As this week is National Fire Prevention Week, we will take a look into how GIS technology is providing awareness and safety to the communities in Northern California that are currently being ravished by deadly wildfires. As mentioned in our previous post about Hurricane Harvey and Irma, GIS not only provides the general public with crucial information in disaster situations, but it also allows first responders and policy makers to work more efficiently. By clicking on the image below, you are able to view Esri's US Wildfire Activity Web Map.
The content offered via the interactive map is extensive. The layer data ranges from the location of individual fires, wind direction and speed (NOAA), hot spots detected (NASA), National Weather Service warnings and advisories, etc. The sub-layers include information such as "Events Ordered by Size and Severity." There are options to view data in a table format, change the map/layer style, and filter information.
Clicking on the location/activity icons within the map provide details about when a fire first began, how many acres it spans, the percentage that the fire has been contained, and so on.

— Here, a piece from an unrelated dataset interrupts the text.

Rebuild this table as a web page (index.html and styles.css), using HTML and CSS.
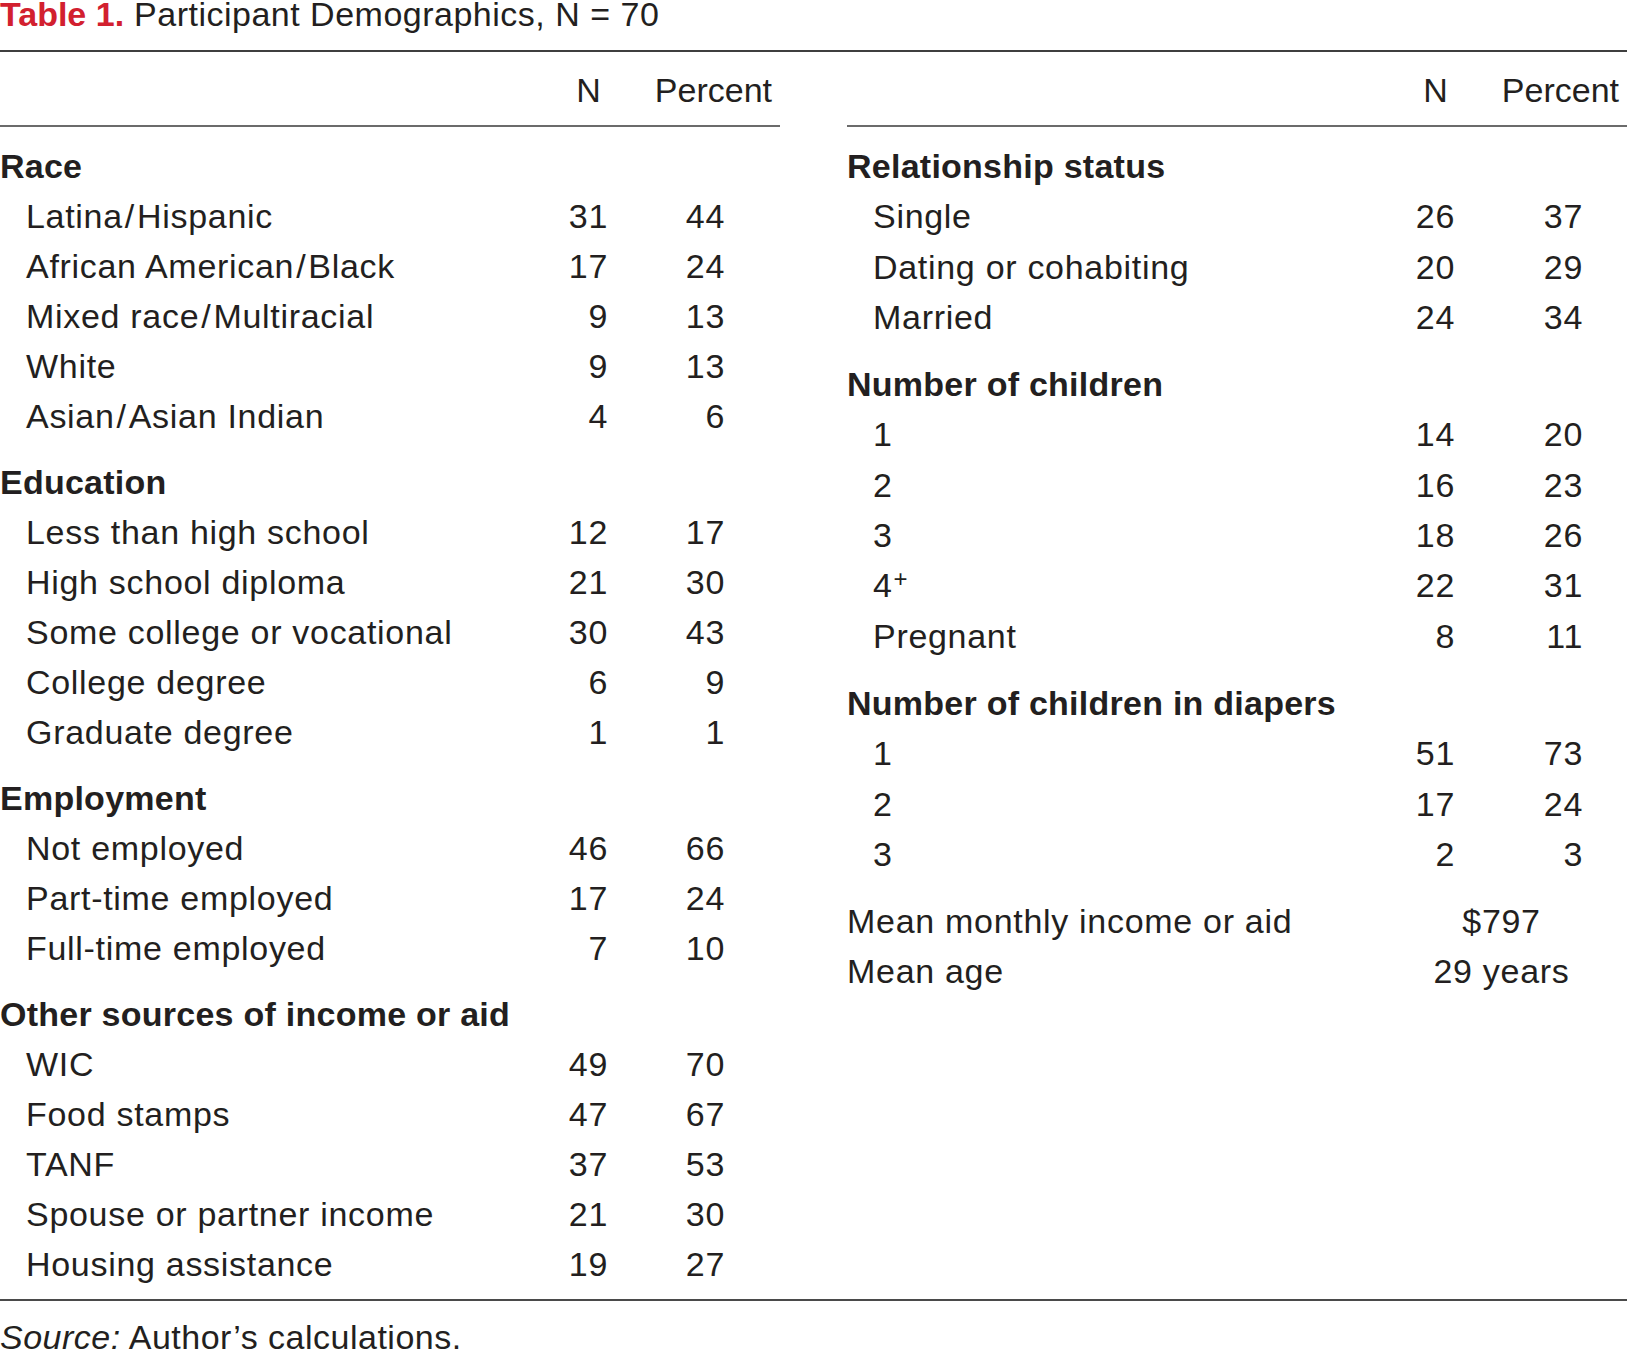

In cases of wildfire, various officials can incorporate fire perimeter data with near real-time satellite hot spot detection to deliver a realistic depiction of fire progression. Real-time weather (wind) can be merged to provide suggestion of the speed and direction a fire would travel. When combined with GIS layers that can detect homes and other establishments, the data provides fire officials with improved information to make strategic and defensive choices regarding public safety, resource distribution, evacuation demands, and further equipment necessary.